Abstract

Abstract New exploration studies have revealed a near-vertical, plug-like gabbroic intrusive body emplaced along the feeder conduit of the funnel-shaped Eagle East ultramafic intrusion in the Upper Peninsula of Michigan. U-Pb baddeleyite analysis on this gabbro yielded an age of 1103.4 ± 1.2 Ma. Although a sulfide-deficient gabbro is the principal rock unit, peripheral zones of the intrusion contain feldspathic pyroxenite and melagabbro with minor blebs of chalcopyrite and pyrrhotite. A small pocket-like body of peridotite with significant quantities of sulfide minerals occurs along the edge of the main gabbroic unit. The modes of occurrence of sulfide minerals in the pocket peridotite are similar to the larger Eagle East and Eagle intrusions nearby.
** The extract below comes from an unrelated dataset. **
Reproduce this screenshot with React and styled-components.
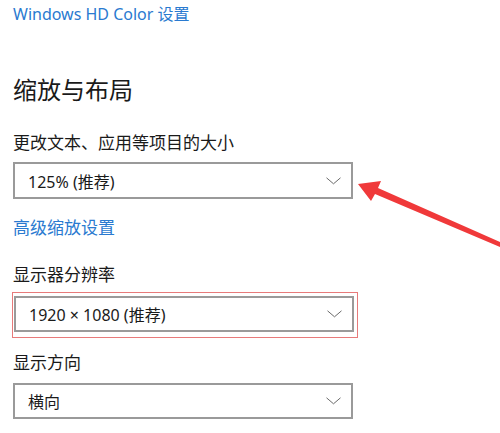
import React from 'react';
import styled, { createGlobalStyle } from 'styled-components';

const GlobalStyle = createGlobalStyle`
  html, body {
    margin: 0;
    padding: 0;
    background: #fff;
  }
  body {
    font-family: 'Noto Sans', 'Noto Sans CJK SC', sans-serif;
    color: #111;
  }
`;

const Page = styled.div`
  position: relative;
  width: 500px;
  height: 433px;
  overflow: hidden;
  padding: 4px 0 0 13px;
  box-sizing: border-box;
`;

const Link = styled.div`
  font-size: ${(p) => p.$size || 17}px;
  line-height: 20px;
  color: #2a7ad0;
  margin-top: ${(p) => p.$top || 0}px;
`;

const Heading = styled.h2`
  margin: 51px 0 0;
  font-size: 24px;
  font-weight: 400;
  line-height: 30px;
  color: #1a1a1a;
`;

const Label = styled.div`
  font-size: 17px;
  line-height: 20px;
  color: #1a1a1a;
  margin-top: ${(p) => p.$top}px;
`;

const Select = styled.div`
  display: flex;
  align-items: center;
  justify-content: space-between;
  box-sizing: border-box;
  width: 340px;
  height: ${(p) => p.$h || 37}px;
  margin-top: ${(p) => p.$top || 0}px;
  padding: 0 10px 0 13px;
  border: 2px solid #9a9a9a;
  background: #fff;
  font-size: 16px;
  color: #1a1a1a;
`;

const Highlight = styled.div`
  position: relative;
  margin-top: 11px;
  margin-left: 1px;
  width: 339px;

  &::after {
    content: '';
    position: absolute;
    left: -2px;
    top: -4px;
    right: -5px;
    bottom: -6px;
    border: 1px solid #e77a7a;
    pointer-events: none;
  }
`;

const Arrow = styled.svg`
  position: absolute;
  left: 0;
  top: 0;
`;

const Chevron = () => (
  <svg width="15" height="8" viewBox="0 0 15 8">
    <path d="M0.5 0.8 L7.5 6.8 L14.5 0.8" fill="none" stroke="#6a6a6a" strokeWidth="1" />
  </svg>
);

const Dropdown = ({ value, top, h }) => (
  <Select $top={top} $h={h}>
    <span>{value}</span>
    <Chevron />
  </Select>
);

export default function App() {
  return (
    <>
      <GlobalStyle />
      <Page>
        <Link $size={16}>Windows HD Color 设置</Link>
        <Heading>缩放与布局</Heading>
        <Label $top={28}>更改文本、应用等项目的大小</Label>
        <Dropdown value="125% (推荐)" top={9} />
        <Link $top={19}>高级缩放设置</Link>
        <Label $top={27}>显示器分辨率</Label>
        <Highlight>
          <Dropdown value="1920 × 1080 (推荐)" h={36} />
        </Highlight>
        <Label $top={21}>显示方向</Label>
        <Dropdown value="横向" top={10} h={36} />
        <Arrow width="500" height="433" viewBox="0 0 500 433">
          <polygon
            points="358,184 381,181 378,188 500,242 500,247 375,194 371,201"
            fill="#f0393a"
          />
        </Arrow>
      </Page>
    </>
  );
}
The composition of olivine in the main gabbroic rock is Fo24–30, but olivine in pocket peridotite shows a composition of ~Fo74. The Ni-concentration in the olivine of the main gabbro unit is below 100 ppm, but in the Mg-rich olivine of the pocket peridotite, it is between 2,100 and 2,800 ppm. Although δ34S values of sulfide minerals in the pyroxenite rim and in the pocket peridotite range from –0.6 to 7.0‰, the average value is higher than those reported from sulfides in the Eagle East and Eagle intrusions. The origin of the gabbro unit could be explained by a closed-system crystallization of a fractionated late derivative of an original high-MgO magma, while the peridotite pocket is a xenolithic representative of the old peridotitic intrusion dislodged and entrained in a late magmatic pulse.